The Mexican Grand Prix will mark your 100th grand prix weekend. While you’re not one to celebrate milestones – preferring to focus on racing – what are your personal highlights from your Formula One career to date, and what piece of advice would you tell the Kevin Magnussen that debuted at Australia in 2014?

“My personal highlight, for sure, is my first race in Australia in 2014. Your first race in Formula One is always very special. It’s all exciting and new, and it’s also when you realize your dream has come true. After that, you get used to it, but that first weekend is really special. What would I tell myself – just to get on with it and enjoy it."

The Mexican Grand Prix is back-to-back with the following weekend’s United States Grand Prix. What will you do with the time in between the two races? More specifically, are there certain parts of the United States you’re able to explore before arriving in Austin, Texas?

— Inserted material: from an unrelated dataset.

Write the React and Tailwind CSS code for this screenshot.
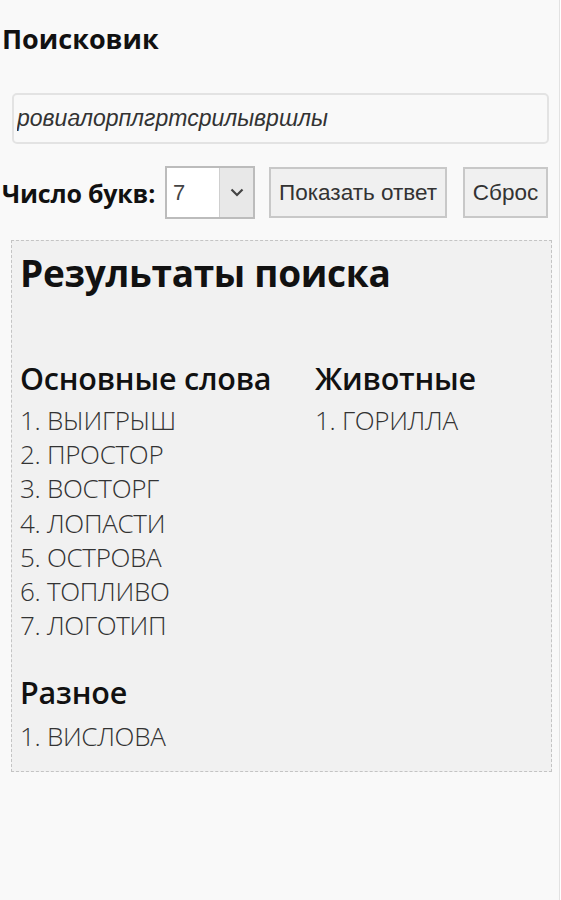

“The plan right now is that we’ll go from Mexico City to Houston. We’re going to go see NASA. I’ve never seen that before. I’m looking forward to doing that between the races. We’ll then drive from Houston to Austin and enjoy a bit of a road trip."

Mario Isola – Pirelli
"Mexico has always been a tough and unpredictable race with a fantastic atmosphere: especially in the stadium section, where the drivers say that they can hear the fans cheering. There are some good overtaking opportunities over the course of the lap, and we've also seen a number of different strategic approaches in the past, as well as quite variable weather conditions. The altitude of Mexico City definitely affects the cars and the set-up, and this has a knock-on effect for the tires as well. Even a high-downforce setting can feel like low downforce, so there can be a lot of sliding. Once more, we've brought a harder selection of compounds compared to last year: this should enable drivers to push the tires to the maximum".